- Task instructions -
Using the data beneath, show every line that includes the word "React".

- Recorded data -
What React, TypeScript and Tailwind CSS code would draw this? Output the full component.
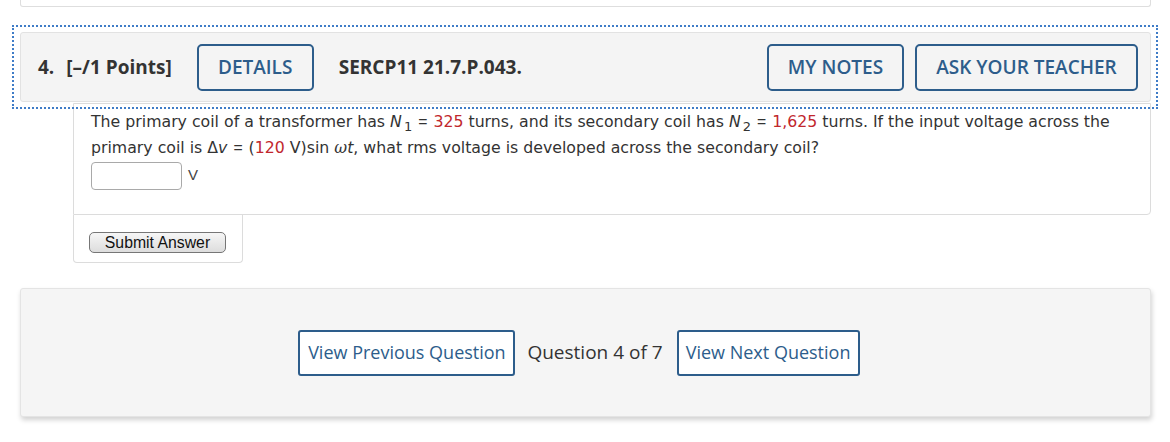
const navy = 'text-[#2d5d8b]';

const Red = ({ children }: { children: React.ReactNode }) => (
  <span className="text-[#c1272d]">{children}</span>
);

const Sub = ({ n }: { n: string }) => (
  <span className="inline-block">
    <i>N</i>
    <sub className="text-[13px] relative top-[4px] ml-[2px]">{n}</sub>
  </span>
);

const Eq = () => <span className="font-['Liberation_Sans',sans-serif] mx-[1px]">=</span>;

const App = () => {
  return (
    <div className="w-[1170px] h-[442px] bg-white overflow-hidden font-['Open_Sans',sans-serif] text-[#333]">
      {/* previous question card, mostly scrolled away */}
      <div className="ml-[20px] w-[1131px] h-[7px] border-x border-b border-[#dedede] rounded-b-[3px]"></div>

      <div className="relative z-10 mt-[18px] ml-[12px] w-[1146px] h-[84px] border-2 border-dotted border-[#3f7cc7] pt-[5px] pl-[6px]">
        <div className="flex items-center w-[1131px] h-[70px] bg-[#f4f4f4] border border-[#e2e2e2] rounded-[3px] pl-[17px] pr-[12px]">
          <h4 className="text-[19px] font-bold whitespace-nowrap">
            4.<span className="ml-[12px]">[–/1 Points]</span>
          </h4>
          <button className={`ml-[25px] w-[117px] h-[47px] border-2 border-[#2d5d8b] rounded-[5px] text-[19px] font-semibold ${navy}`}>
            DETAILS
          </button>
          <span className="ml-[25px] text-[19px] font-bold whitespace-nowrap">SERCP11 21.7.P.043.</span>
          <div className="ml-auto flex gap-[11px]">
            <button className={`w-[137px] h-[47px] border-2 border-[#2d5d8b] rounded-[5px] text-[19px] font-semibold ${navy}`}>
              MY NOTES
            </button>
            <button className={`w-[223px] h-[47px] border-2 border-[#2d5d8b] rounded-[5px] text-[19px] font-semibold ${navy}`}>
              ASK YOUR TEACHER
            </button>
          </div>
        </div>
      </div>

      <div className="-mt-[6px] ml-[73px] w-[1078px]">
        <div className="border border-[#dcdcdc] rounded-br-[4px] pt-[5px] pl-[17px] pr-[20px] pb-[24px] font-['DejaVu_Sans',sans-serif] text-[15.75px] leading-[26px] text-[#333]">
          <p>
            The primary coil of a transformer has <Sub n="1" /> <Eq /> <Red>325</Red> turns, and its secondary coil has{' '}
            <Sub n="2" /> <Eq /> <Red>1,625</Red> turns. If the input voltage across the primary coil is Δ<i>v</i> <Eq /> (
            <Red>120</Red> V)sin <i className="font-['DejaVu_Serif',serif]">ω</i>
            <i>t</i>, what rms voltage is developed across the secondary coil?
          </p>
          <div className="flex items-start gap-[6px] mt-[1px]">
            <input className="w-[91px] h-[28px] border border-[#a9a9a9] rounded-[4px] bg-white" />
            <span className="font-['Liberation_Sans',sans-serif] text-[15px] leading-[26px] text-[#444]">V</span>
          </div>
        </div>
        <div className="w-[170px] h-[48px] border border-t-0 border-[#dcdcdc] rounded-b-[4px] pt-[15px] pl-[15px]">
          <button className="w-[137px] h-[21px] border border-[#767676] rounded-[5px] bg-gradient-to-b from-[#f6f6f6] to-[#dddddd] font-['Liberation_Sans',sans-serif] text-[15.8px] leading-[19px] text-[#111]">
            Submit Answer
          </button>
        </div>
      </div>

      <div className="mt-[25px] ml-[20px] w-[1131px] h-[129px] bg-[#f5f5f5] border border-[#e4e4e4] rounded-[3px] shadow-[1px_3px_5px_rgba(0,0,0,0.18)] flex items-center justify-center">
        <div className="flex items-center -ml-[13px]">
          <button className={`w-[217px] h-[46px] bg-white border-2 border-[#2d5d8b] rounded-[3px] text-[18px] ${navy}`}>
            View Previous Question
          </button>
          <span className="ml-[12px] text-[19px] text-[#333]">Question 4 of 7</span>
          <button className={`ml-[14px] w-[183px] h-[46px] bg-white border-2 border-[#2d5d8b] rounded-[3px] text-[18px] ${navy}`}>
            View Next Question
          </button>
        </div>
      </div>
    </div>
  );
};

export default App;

- Problem solution -
What React, TypeScript and Tailwind CSS code would draw this? Output the full component.
const Red = ({ children }: { children: React.ReactNode }) => (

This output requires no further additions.